After decades of seeing naked women on the covers of their sports magazines, many fragile dudes were broken upon seeing ESPN's 2017 Body Issue cover star, NFL running back Zeke Elliott. His cover was released in GIF form on the channel's Twitter account, and in it, he's posing nude in water while holding a football.
Despite the release of ESPN's other Body Issue cover, featuring a nude Danish tennis champion Caroline Wozniacki, these sensitive men were only offended by the nude man and had nothing negative to say about the naked woman. Shocker.
"Didn't need to see this before breakfast," one guy tweeted.
"Zeke the goat but I gotta unfollow espn," another guy said. "Videos of ITs ass and now this?"
"Get this off my tl," someone tweeted.
"SPORTS. THE S STRANDS FOR SPORTS NOT STRIPPERS," one guy wrote. I bet this guy isn't saying that to Sports Illustrated every time they feature a nearly nude Kate Upton on their Swimsuit Issue.

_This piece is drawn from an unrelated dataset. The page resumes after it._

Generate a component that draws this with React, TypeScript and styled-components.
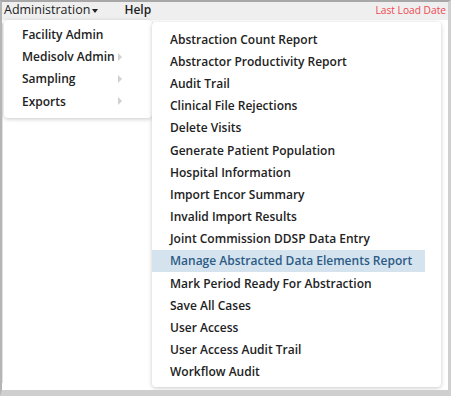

"ESPN is straight garbage right now," some dude tweeted.
"Why 21,000,000 and counting have dropped ESPN," one guy wrote.
Some were more blatantly homophobic, exposing a deep-seated insecurity that simply looking at a naked man might "turn them gay," or that being nude somehow immediately means you're gay.
Now compare these comments to the reactions to Wozniacki's cover.
"She will no doubt leak a sex tape before ever winning a grand slam," someone wrote. Men who pose nude are gay, women who pose nude are sluts. Got it.
"I think she's ready for a lot more than Wimbledon..." another creep commented.
Some dude simply wrote, "Would smash," as if Wozniacki would ever actually consider having sex with him.
Someone did point out the stark contrast in comments between the two covers. "Throwback to yesterday when grossed out guys got triggered at the body issue just to come back today and love it," he wrote.
Women are used to seeing female bodies half-naked, or fully nude, on the covers of magazines—from Sports Illustrated to Rolling Stone and Vanity Fair. No one bats an eye when a naked woman is used to sell perfume on the subway either.
"It's only okay to objectify women. We know. We get it," one exhausted woman wrote.
Despite the backlash to his cover, Elliott doesn't seem bothered, maybe because he is an actual man—and not an angry man-child typing under an alias from his mom's basement. He says in the cover video, ″I think my body’s just shown a true transformation from a little kid to a grown man."